A taxpayer is not required to take a mortgage on the new property in order to successfully complete an IRC Sec. 1031 exchange. This is a common misunderstanding about debt in an IRC Sec. 1031 exchange; that the investor must replace 100% of the debt held in the old property by taking on an equal amount of debt against the new property. The solution here is to avoid taxable debt relief which occurs when a mortgage or loan is paid off at the sale of the old property. This debt relief will trigger taxable gain unless:
- exchanger replaces old debt with equal or greater new debt, or
- exchanger increases amount of cash invested in the new property by the amount of debt relief.
Investing additional cash therefore can solve the issue of taxable debt relief. As stated, the purchase price of the new property needs to be equal to or greater than the sale price for the old property.

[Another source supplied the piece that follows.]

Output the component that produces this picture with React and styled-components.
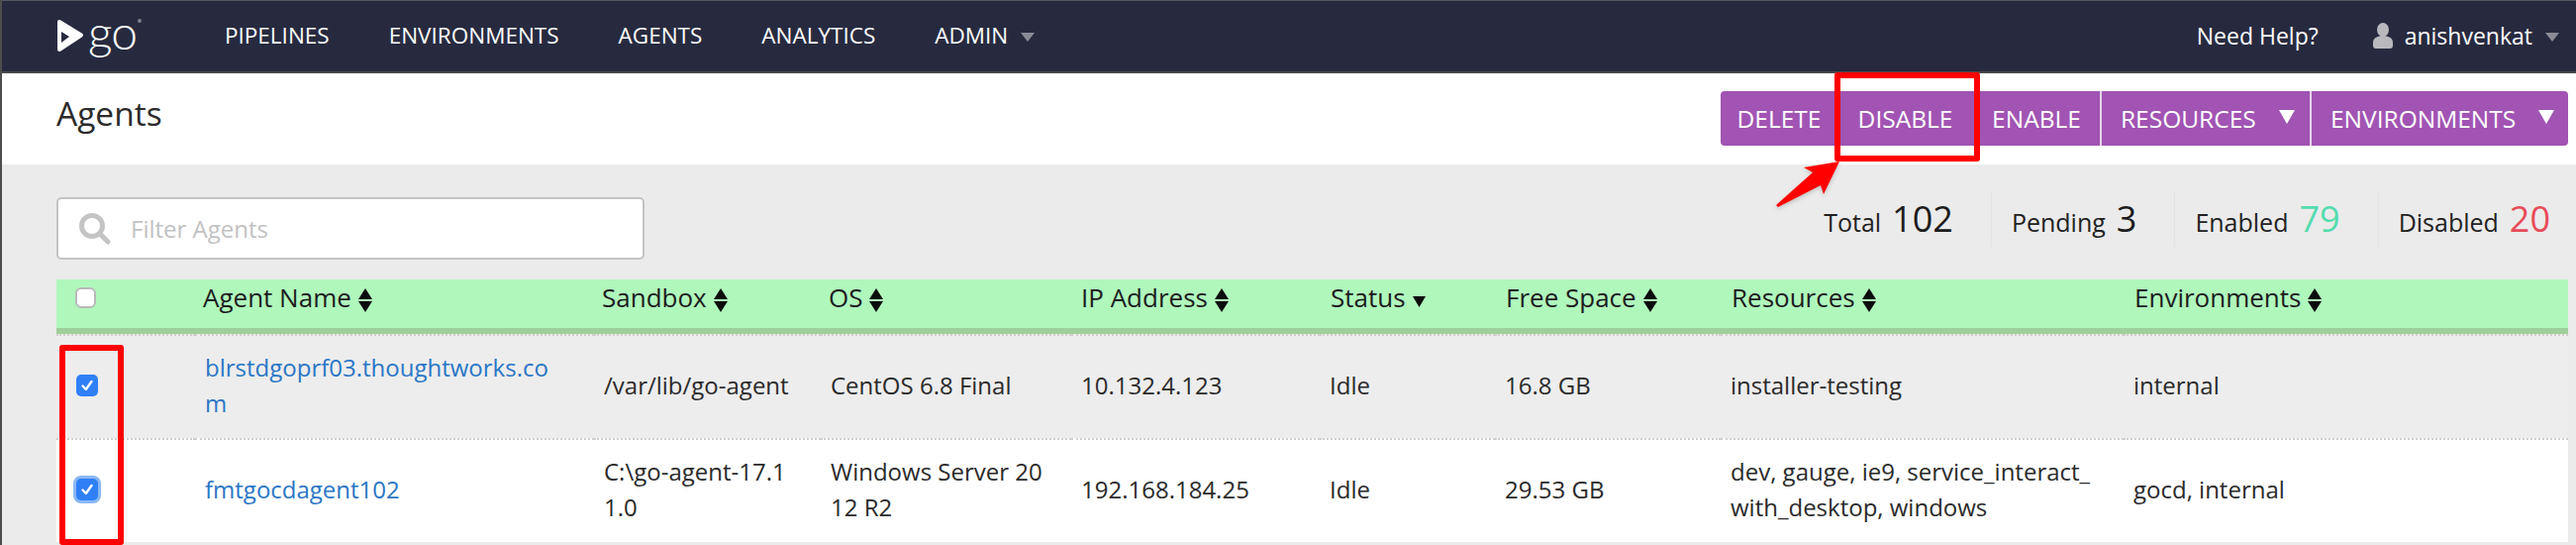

Any decrease in the overall investment amount, whether from taking cash out of the deal or from debt relief, is taxable.
A taxpayer can carry out a partial IRC Sec.1031 exchange, in which the new property is of lesser value, but this will not defer 100% of the tax. This difference is known as “boot,” and is taxable to the extent of gain realized on the exchange. A taxpayer cannot receive boot if they would like to defer 100% of the tax.

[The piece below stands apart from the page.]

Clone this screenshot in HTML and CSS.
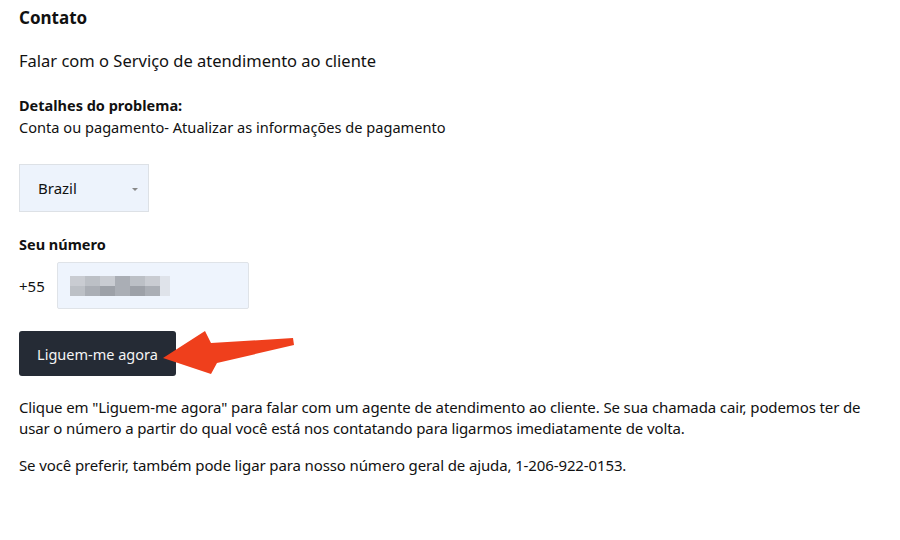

Replacement Property Identification and Receipt Requirements
There are a number of identification and receipt rules in an IRC Sec. 1031 exchange. Although a detailed discussion of each of these is beyond the scope of this article, the following key points should be noted:
- Within 45 days of the sale of relinquished property, replacement property must be identified.
- Within 180 days of the sale of relinquished property, replacement property must be acquired.
- Identification options:
- Three properties can be identified without regard to their FMV;
- Any number of properties can be identified as long as their aggregated FMV does not exceed 200% of the FMV of the relinquished property;
- If more properties are identified than allowed under these three-property/200% rules, the IRC Sec. 1031 exchange will only be valid if 1) the replacement property is received by the taxpayer before the end of the 45-day identification period or 2) the FMV of acquired properties is as least 95% of the aggregate FMV of all identified properties.
The name of the seller on its tax return and the name appearing on the title of the property being sold must be the same as the tax return and title holder that acquires the new property. However, there is an exception to this rule for a single member limited liability company (“SMLLC”). A SMLLC can sell the original property, and its sole member may purchase new property in its name or through a new SMLLC.
State Treatment of 1031 Exchanges
It should be noted that Pennsylvania does not follow IRC Sec. 1031 exchange treatment. Furthermore, some states impose a claw-back where the state source of the gain is preserved in the ultimate replacement property. For example, if property is sold in California and replacement property is purchased in Nevada, the original gain will be subject to California tax upon the future sale of the replacement property.
Permanent Deferral Opportunities
An IRC Sec. 1031 exchange can lead to a permanent income tax deferral in some circumstances, such as when a taxpayer never sells replacement property after an IRC Sec. 1031 exchange. When such taxpayer passes away, their heirs will generally inherit the property with a stepped-up basis (i.e., at the FMV of the property at the time of death). A stepped-up basis essentially eliminates the deferred tax.
Types of Exchanges
There are several types of IRC Sec. 1031 exchanges available. Since most sellers are unable to locate exchange counterparties who both own an asset they would like to exchange for and are at the same time looking to acquire the seller’s property as well, a deferred exchange is generally used. In a deferred exchange, a qualified intermediary (“QI”) is used to facilitate and complete an IRC Sec. 1031 exchange. Moreover, the sequence of selling vs. purchasing in an IRC Sec. 1031 exchange is affected by whether a forward or reverse exchange is used.
A forward IRC Sec. 1031 exchange occurs when the relinquished property is sold before the replacement property is purchased. An example of this is when a taxpayer enters into a contract to sell real property. When the property closes and a deferred exchange is used, the QI receives the net proceeds from the transaction. The IRC Sec. 1031 requirements discussed above must then be met by a taxpayer, including the final acquisition of the replacement property. A second closing is scheduled for the replacement property where the funds are wired from the QI, and the forward IRC Sec.1031 exchange is completed.
A reverse exchange occurs when a replacement property is purchased before the relinquished property is sold. The same IRC Sec. 1031 exchange rules apply, albeit in a reverse order (i.e., property to be sold must be identified in 45-day identification period). A reverse exchange is beneficial when a taxpayer unexpectedly finds an investment opportunity that they need to act on before having the time to consider selling property. Also, a taxpayer may simply prefer to buy first to eliminate the pressure of having to identify replacement property within the 45-day identification period.
Implications of the TCJA
Generally for exchanges completed after December 31, 2017, under the TCJA, tax-deferred exchanges under IRC Sec. 1031 are valid only for real property as opposed to other types of tangible property which were allowed in prior years. This provision could have a negative impact on certain exchanges of real property. Gain recognition may occur if a taxpayer gives or receives property that is not like-kind property as part of a larger transaction. Property that is not like-kind property is classified as boot and could create a taxable gain for the taxpayer. One potential solution to this issue is for a taxpayer to look to the significant bonus depreciation options available to mitigate such a gain. For example, the receipt of tangible personal property in an IRC Sec. 1031 exchange may trigger boot and therefore gain; however, the availability of 100% bonus depreciation for used property would create an offsetting deduction. Taxpayers should be aware of the effects of this new provision, and available tax planning strategies, before entering into an IRC Sec. 1031 exchange.
There are many rules and requirements that a taxpayer must comply with in order to complete a successful 1031 exchange. Nevertheless, using a 1031 exchange can be an effective strategy to defer taxes for real estate investors who have properties with significant unrealized gains. Due to the complex requirements including time deadlines, professional guidance is recommended.